2. Develop a network of tech-savvy writers

Despite settling on these tech niches, as we mentioned above, a content marketer and writer has its limitations regarding tech knowledge. To make our clients’ lives as easy as possible, over the last six months, we’ve started to collaborate with programmers and developers to help us out with…well, anything that’s too techy and too complicated to wrap our heads around it.

This tactic solved a few major problems like:

  1. Our clients’ need to sacrifice some of their time to deliver us the technical details and insider’s perspective, so we can have a complete picture on a content topic.
  2. Our clients’ difficulty and overwhelming process to scale content marketing. Since we’ve established different and clearer content production duties, we are more time-efficient, but we also deliver high-quality content.
  3. One thing leading to another, our clients also spend less and less time with the content review process. Our content marketers’ work is always backed up by the technical expertise from our network of programmers and developers, so there’s no more back and forth between us and the client. Our clients will focus on the big picture instead of all the small details.

In brief, as our team efficiently combines content marketing and technical experts, from now on, we’ll offer end-to-end content marketing services for tech companies.
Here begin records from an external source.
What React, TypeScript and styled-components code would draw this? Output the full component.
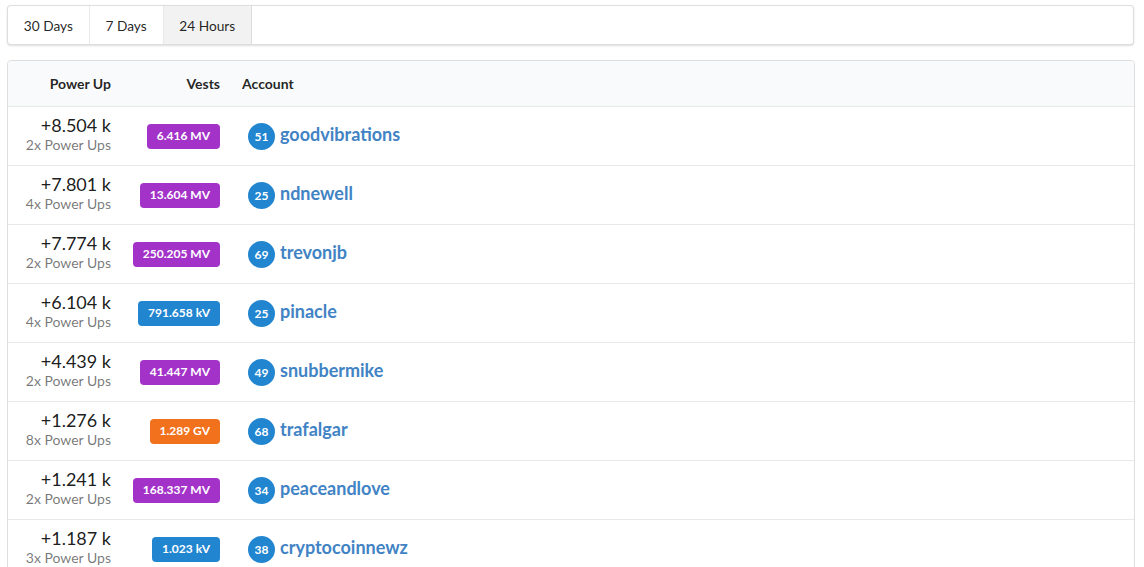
import styled, { createGlobalStyle } from "styled-components";

const GlobalStyle = createGlobalStyle`
  body {
    margin: 0;
    background: #fff;
    font-family: Lato, "Helvetica Neue", Arial, sans-serif;
    color: rgba(0, 0, 0, 0.87);
  }
`;

const Page = styled.div`
  padding: 5px 9px 0 7px;
`;

const Menu = styled.div`
  display: flex;
  margin: 0 1px 15px 0;
  height: 38px;
  border: 1px solid rgba(34, 36, 38, 0.15);
  border-radius: 4px;
  box-shadow: 0 1px 2px 0 rgba(34, 36, 38, 0.15);
  background: #fff;
`;

const MenuItem = styled.div<{ $active?: boolean }>`
  display: flex;
  align-items: center;
  padding: 0 15.8px;
  font-size: 13.7px;
  border-right: 1px solid rgba(34, 36, 38, 0.1);
  background: ${(p) => (p.$active ? "rgba(0, 0, 0, 0.05)" : "transparent")};
  color: rgba(0, 0, 0, 0.87);
  cursor: pointer;
`;

const Table = styled.div`
  border: 1px solid rgba(34, 36, 38, 0.15);
  border-radius: 4px;
  overflow: hidden;
`;

const Row = styled.div<{ $head?: boolean }>`
  display: grid;
  grid-template-columns: 114px 109px 1fr;
  align-items: center;
  background: ${(p) => (p.$head ? "#f9fafb" : "#fff")};
  border-top: ${(p) => (p.$head ? "none" : "1px solid rgba(34, 36, 38, 0.1)")};
`;

const HeadCell = styled.div<{ $right?: boolean }>`
  padding: 0 11px;
  height: 45px;
  display: flex;
  align-items: center;
  justify-content: ${(p) => (p.$right ? "flex-end" : "flex-start")};
  font-size: 14px;
  font-weight: 700;
`;

const PowerCell = styled.div`
  padding: 8px 11px 11px;
  text-align: right;
`;

const Amount = styled.div`
  font-size: 18px;
  line-height: 21px;
  color: rgba(0, 0, 0, 0.9);
`;

const Count = styled.div`
  font-size: 14px;
  line-height: 18px;
  color: rgba(0, 0, 0, 0.55);
`;

const VestsCell = styled.div`
  padding: 0 11px;
  display: flex;
  justify-content: flex-end;
`;

const Label = styled.span<{ $color: string }>`
  display: inline-block;
  background: ${(p) => p.$color};
  color: #fff;
  font-size: 12px;
  line-height: 12px;
  font-weight: 700;
  padding: 6px 10px 7px;
  border-radius: 4px;
  white-space: nowrap;
`;

const AccountCell = styled.div`
  padding: 0 11px 0 17px;
  display: flex;
  align-items: center;
  gap: 5px;
`;

const Rep = styled.span`
  width: 27px;
  height: 27px;
  border-radius: 50%;
  background: #2185d0;
  color: #fff;
  font-size: 12px;
  font-weight: 700;
  display: flex;
  align-items: center;
  justify-content: center;
`;

const Name = styled.a`
  font-size: 18px;
  font-weight: 700;
  color: #4183c4;
  text-decoration: none;
  margin-bottom: 4px;
`;

const colors: Record<string, string> = {
  MV: "#a333c8",
  kV: "#2185d0",
  GV: "#f2711c",
};

const rows = [
  { amount: "+8.504 k", count: 2, vests: "6.416 MV", rep: 51, name: "goodvibrations" },
  { amount: "+7.801 k", count: 4, vests: "13.604 MV", rep: 25, name: "ndnewell" },
  { amount: "+7.774 k", count: 2, vests: "250.205 MV", rep: 69, name: "trevonjb" },
  { amount: "+6.104 k", count: 4, vests: "791.658 kV", rep: 25, name: "pinacle" },
  { amount: "+4.439 k", count: 2, vests: "41.447 MV", rep: 49, name: "snubbermike" },
  { amount: "+1.276 k", count: 8, vests: "1.289 GV", rep: 68, name: "trafalgar" },
  { amount: "+1.241 k", count: 2, vests: "168.337 MV", rep: 34, name: "peaceandlove" },
  { amount: "+1.187 k", count: 3, vests: "1.023 kV", rep: 38, name: "cryptocoinnewz" },
];

export default function App() {
  return (
    <Page>
      <GlobalStyle />
      <Menu>
        <MenuItem>30 Days</MenuItem>
        <MenuItem>7 Days</MenuItem>
        <MenuItem $active>24 Hours</MenuItem>
      </Menu>
      <Table>
        <Row $head>
          <HeadCell $right>Power Up</HeadCell>
          <HeadCell $right>Vests</HeadCell>
          <HeadCell>Account</HeadCell>
        </Row>
        {rows.map((r) => (
          <Row key={r.name}>
            <PowerCell>
              <Amount>{r.amount}</Amount>
              <Count>{r.count}x Power Ups</Count>
            </PowerCell>
            <VestsCell>
              <Label $color={colors[r.vests.split(" ")[1]]}>{r.vests}</Label>
            </VestsCell>
            <AccountCell>
              <Rep>{r.rep}</Rep>
              <Name href="#">{r.name}</Name>
            </AccountCell>
          </Row>
        ))}
      </Table>
    </Page>
  );
}
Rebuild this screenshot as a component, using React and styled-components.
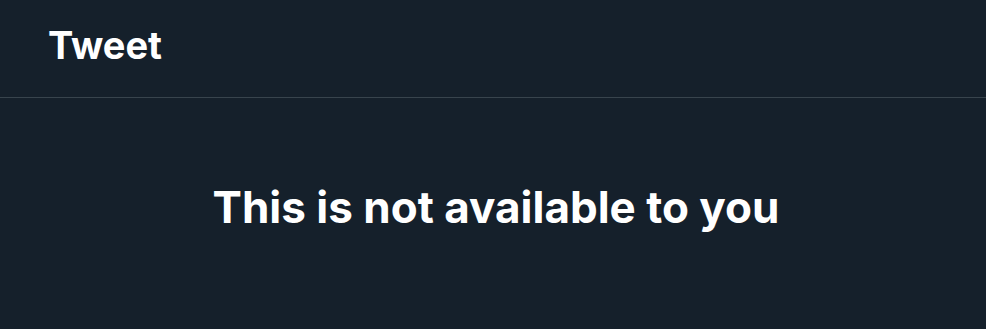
import styled, { createGlobalStyle } from "styled-components";

const GlobalStyle = createGlobalStyle`
  body {
    margin: 0;
    background: #15202b;
    font-family: Inter, "Liberation Sans", sans-serif;
  }
`;

const Page = styled.div`
  width: 986px;
  height: 329px;
  background: #15202b;
  color: #ffffff;
`;

const Header = styled.header`
  height: 98px;
  box-sizing: border-box;
  padding: 0 48px;
  display: flex;
  align-items: center;
  border-bottom: 1px solid #38444d;
`;

const Title = styled.h2`
  margin: 0;
  font-size: 38px;
  font-weight: 700;
  position: relative;
  top: -4px;
`;

const Body = styled.div`
  display: flex;
  justify-content: center;
  padding: 82px 0 0 6px;
`;

const Message = styled.p`
  margin: 0;
  font-size: 44px;
  font-weight: 700;
`;

const App = () => {
  return (
    <Page>
      <GlobalStyle />
      <Header>
        <Title>Tweet</Title>
      </Header>
      <Body>
        <Message>This is not available to you</Message>
      </Body>
    </Page>
  );
};

export default App;
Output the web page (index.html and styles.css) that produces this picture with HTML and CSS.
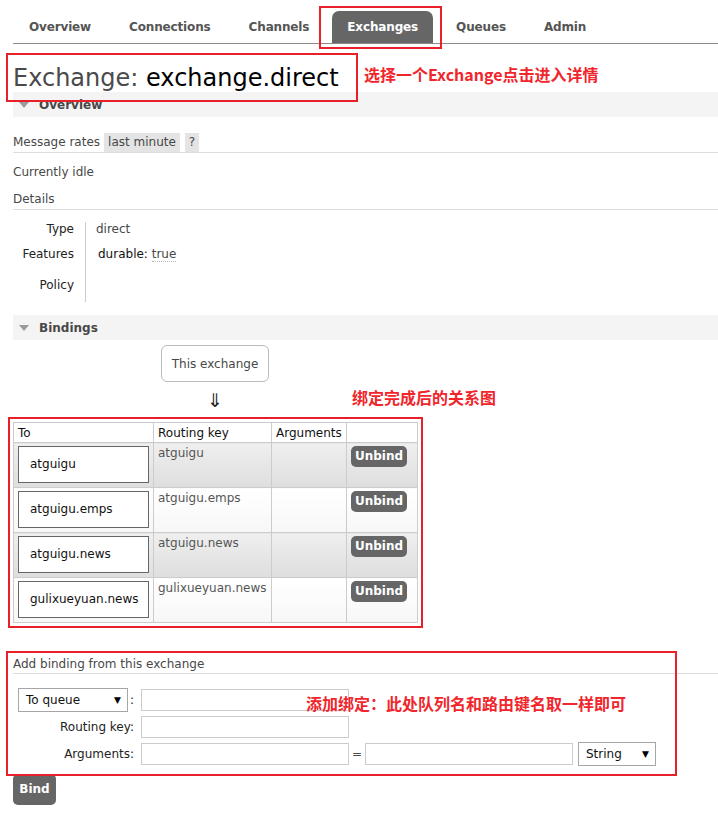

Our Key Takeaways about Writing for Tech Start-Ups

To sum up, despite the potential blocks, technical content writing and marketing for tech start-ups is what we enjoy and know we’re doing a good job.

There’s always room for improvement, so we’ll keep our minds open to changes and switch directions to keep up with business trends. After all, being agile isn’t vital only for the tech companies we’re partnering with.

We’ll try to always think ahead, plan our next steps carefully, and leverage up all the tools we’ve got.